Concerto Funebre

Composer: Karl Amadeus Hartmann (b. 1905 - d. 1963)
Share :

Details

Composer: Karl Amadeus Hartmann (b. 1905 - d. 1963)

Performance date: 04/07/2016

Venue: St. Brendan’s Church

Composition Year: 1939 revised 1959

Duration: 00:21:25

Recording Engineer: Richard McCullough, RTÉ lyric fm

Instrumentation: 2vn, va, vc

Instrumentation Category:Large Mixed Ensemble

Instrumentation Other: va, vn, festival strings

Artists: Tamsin Waley-Cohen - [violin]
Lawrence Power - [viola]
Festival Strings 2016 (Phoebe White, Siobhán Doyle, Kate Oswin, Eoin Ducrot [violin 1], Jane Hackett, Alicia Berendse, Cillian O'Breachain, Brendan Garde [violin 2], David Kenny, Lydia Abell, Ed Creedon [viola], Eugene Lamy Alves, Ghislaine McMullin, Aoife Burke [cello]) - [string orchestra]
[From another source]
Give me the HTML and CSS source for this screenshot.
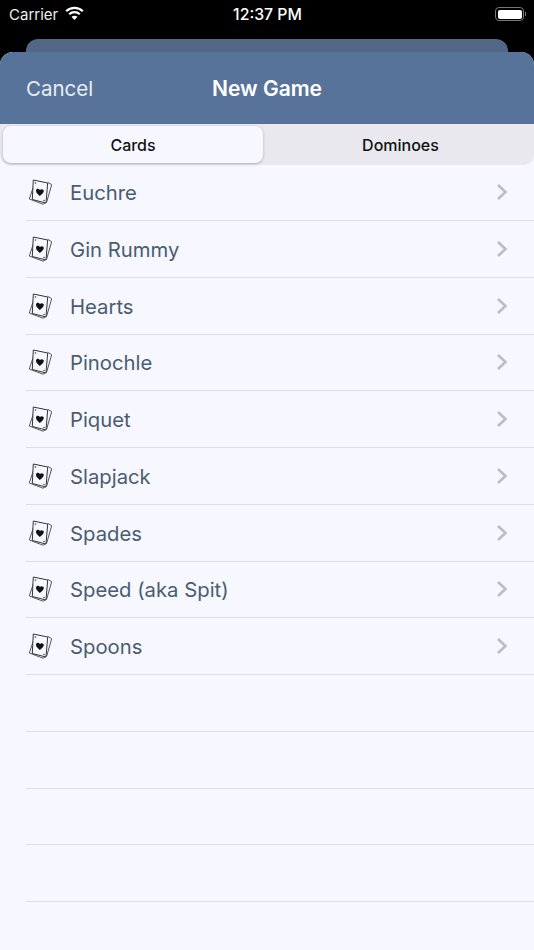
FILE: index.html
```html
<!DOCTYPE html>
<html lang="en">
<head>
    <meta charset="UTF-8">
    <meta name="viewport" content="width=device-width, initial-scale=1.0">
    <title>New Game</title>
    <link rel="stylesheet" href="styles.css">
</head>
<body>
    <svg class="defs">
        <symbol id="cards" viewBox="0 0 24 28">
            <path d="M5.300 9 1.300 21 15 26.200 18.700 24" fill="none" stroke="#444" stroke-width=".9"/>
            <path d="M19.700 4.300l4 2.400L18.700 24" fill="none" stroke="#444" stroke-width=".9"/>
            <path d="M5.300 2 19.700 5 18 25 4.300 21.500z" fill="#f7f8ff" stroke="#333" stroke-width="1" stroke-linejoin="round"/>
            <path d="M11.800 18C9.500 16 7.800 14.600 8 12.500c.2-1.800 2.600-2.300 3.900-.6 1.500-1.400 3.900-.7 3.900 1.200 0 2-2 3.200-4 4.900z" fill="#111"/>
            <circle cx="7.500" cy="5" r=".8" fill="#444"/>
            <circle cx="16" cy="22.500" r=".8" fill="#444"/>
        </symbol>
    </svg>

    <div class="status-bar">
        <div class="status-left">
            <span>Carrier</span>
            <svg class="wifi" viewBox="0 0 19 14">
                <path d="M1.200 5.300C5.800.8 13.200.8 17.800 5.300" fill="none" stroke="#fff" stroke-width="2.200"/>
                <path d="M4.200 8.200c2.900-2.800 7.700-2.800 10.600 0" fill="none" stroke="#fff" stroke-width="2.200"/>
                <path d="M9.500 14 6.500 10.800c1.700-1.500 4.300-1.500 6 0z" fill="#fff"/>
            </svg>
        </div>
        <div class="status-time">12:37 PM</div>
        <div class="status-right">
            <div class="battery"><div class="battery-level"></div></div>
            <div class="battery-nub"></div>
        </div>
    </div>

    <div class="back-sheet"></div>
    <div class="sheet">
        <header class="nav-bar">
            <a class="cancel" href="#">Cancel</a>
            <h1>New Game</h1>
        </header>
        <div class="segments">
            <div class="segment active">Cards</div>
            <div class="segment">Dominoes</div>
        </div>
        <ul class="game-list">
            <li><svg class="card-icon"><use href="#cards"/></svg><span>Euchre</span><svg class="chevron" viewBox="0 0 12 18"><path d="M2 2l7.500 7L2 16"/></svg></li>
            <li><svg class="card-icon"><use href="#cards"/></svg><span>Gin Rummy</span><svg class="chevron" viewBox="0 0 12 18"><path d="M2 2l7.500 7L2 16"/></svg></li>
            <li><svg class="card-icon"><use href="#cards"/></svg><span>Hearts</span><svg class="chevron" viewBox="0 0 12 18"><path d="M2 2l7.500 7L2 16"/></svg></li>
            <li><svg class="card-icon"><use href="#cards"/></svg><span>Pinochle</span><svg class="chevron" viewBox="0 0 12 18"><path d="M2 2l7.500 7L2 16"/></svg></li>
            <li><svg class="card-icon"><use href="#cards"/></svg><span>Piquet</span><svg class="chevron" viewBox="0 0 12 18"><path d="M2 2l7.500 7L2 16"/></svg></li>
            <li><svg class="card-icon"><use href="#cards"/></svg><span>Slapjack</span><svg class="chevron" viewBox="0 0 12 18"><path d="M2 2l7.500 7L2 16"/></svg></li>
            <li><svg class="card-icon"><use href="#cards"/></svg><span>Spades</span><svg class="chevron" viewBox="0 0 12 18"><path d="M2 2l7.500 7L2 16"/></svg></li>
            <li><svg class="card-icon"><use href="#cards"/></svg><span>Speed (aka Spit)</span><svg class="chevron" viewBox="0 0 12 18"><path d="M2 2l7.500 7L2 16"/></svg></li>
            <li><svg class="card-icon"><use href="#cards"/></svg><span>Spoons</span><svg class="chevron" viewBox="0 0 12 18"><path d="M2 2l7.500 7L2 16"/></svg></li>
            <li></li>
            <li></li>
            <li></li>
            <li></li>
        </ul>
    </div>
</body>
</html>
```

FILE: styles.css
```css
body {
    margin: 0;
    background-color: #000;
    font-family: 'Inter', 'Liberation Sans', sans-serif;
    overflow: hidden;
}
.defs {
    display: none;
}
.status-bar {
    display: grid;
    grid-template-columns: 1fr auto 1fr;
    align-items: center;
    height: 28px;
    padding: 0 8px 0 9px;
    color: #fff;
}
.status-left {
    display: flex;
    align-items: center;
    gap: 7px;
    font-size: 15px;
    color: #eee;
}
.wifi {
    width: 19px;
    height: 14px;
    margin-top: -2px;
}
.status-time {
    font-size: 15.8px;
    font-weight: 500;
}
.status-right {
    display: flex;
    align-items: center;
    justify-content: flex-end;
    gap: 1px;
}
.battery {
    width: 24px;
    height: 9px;
    padding: 1.5px;
    border: 1px solid #777;
    border-radius: 4px;
}
.battery-level {
    height: 100%;
    background-color: #fff;
    border-radius: 2px;
}
.battery-nub {
    width: 1px;
    height: 4px;
    background-color: #777;
}
.back-sheet {
    height: 13px;
    margin: 11px 26px 0;
    background-color: #526786;
    border-radius: 12px 12px 0 0;
}
.sheet {
    height: 898px;
    background-color: #f7f8ff;
    border-radius: 13px 13px 0 0;
    overflow: hidden;
}
.nav-bar {
    display: grid;
    grid-template-columns: 1fr auto 1fr;
    align-items: center;
    height: 72px;
    background-color: #587399;
    color: #fff;
}
.nav-bar h1 {
    margin: 0;
    font-size: 21px;
    font-weight: 600;
}
.cancel {
    padding-left: 26px;
    color: #e8ecf4;
    font-size: 20.5px;
    text-decoration: none;
}
.segments {
    display: flex;
    gap: 4px;
    height: 41px;
    padding: 2px 0 0 3px;
    box-sizing: border-box;
    background-color: #e8e8ee;
    border-radius: 0 0 10px 10px;
}
.segment {
    flex: 1;
    display: flex;
    align-items: center;
    justify-content: center;
    height: 37px;
    font-size: 16px;
    font-weight: 500;
    color: #111;
}
.segment.active {
    flex: none;
    width: 260px;
    background-color: #f7f8ff;
    border-radius: 8px;
    box-shadow: 0 1px 3px rgba(0,0,0,0.25);
}
.game-list {
    list-style-type: none;
    margin: -0.7px 0 0;
    padding: 0 0 0 26px;
}
.game-list li {
    display: flex;
    align-items: center;
    height: 55.75px;
    border-bottom: 1px solid #dddde3;
}
.card-icon {
    width: 24px;
    height: 28px;
    margin: 0 18px 0 2px;
    flex: none;
}
.game-list span {
    flex: 1;
    padding-top: 1px;
    font-size: 20.3px;
    color: #4a5c70;
}
.chevron {
    width: 12px;
    height: 18px;
    margin-right: 26px;
    fill: none;
    stroke: #bcbcc2;
    stroke-width: 2.6;
}
```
The times were so strange that it was impossible
to tell if you would survive them. The individual was exposed to devastation
and the degeneration of an age, in which our nation all but lost its soul. For
nowhere was there any deliverance, save in that the spirit of simple folk were
able to muster against it.

Hans Jakob von
Grimmelshausen Simplicius Simplicissimus [1668]

Hartmann’s Concerto Funebre was originally composed
in 1939 and titled Musik der Trauer (Music of Mourning).
Originally the piece was a response to the Nazi invasion of Czechoslovakia and
reflected the despair Hartmann felt at the expansion of Nazi influence.  Hartmann was a staunch opponent of the Third
Reich, despite remaining in Germany his whole life. As a protest statement and
in order to avoid becoming a cultural
ornament
of the Nazi party, Hartmann undertook a form of inner emigration. He
took no part in German musical life and would not allow his music to be
performed in Germany. As a result, the first performance of Concerto Funebre was in St. Gallen,
Switzerland. The piece was reworked twenty years later in 1959 as Hartmann
re-evaluated or destroyed much of what he wrote during World War II.

Concerto Funebre itself was
inspired by the Nazi annexation of Czechoslovakia in 1938. It has four
movements, played without a break – a brief introduction, a funeral march, a
ferocious Scherzo, and a final chorale. The first movement is a lamentation,
spotlighting the violin soloist and setting the elegiac tone for the whole work.
The violin’s melody is from the Czech Hussite Chorale, Ye Who Are Warriors of God, used in the 15th century Hussite wars
as a battle song to instill fear in the opposing army. The simplicity of this
sombre opening is contrasted with the highly emotional Adagio where the violin’s lamentation unfolds over a slow march in
the strings, climaxing in an outcry in the violin’s highest register. In the
deeply moving coda, the violin joins the strings in the slow march.

The Scherzo is a terrifying danse macabre, frenetic energy takes over and the mood becomes
fearful and desperate. Hartmann employs all his compositional resources from
dense polyphony to obsessive ostinati
to explosive effect. Each feverish climax is tempered by a pianissimo theme in the violin’s lowest register. The second time
this leads to a brilliant cadenza followed by a coda in the mood of the Adagio.

The Choral – Langsamer
Marsch
is based on a Russian melody, also used by both Britten and
Shostakovich, known variously as For the
Fallen Revolutionaries
and You fell
in Battle.
This unfolds in a  series
of serene responses between soloist
and strings, leading eventually to a coda that once again recalls the Adagio only to conclude with a
devastatingly dissonant chord from the entire ensemble representing a
combination of outrage, defiance and triumph in the hope for justice.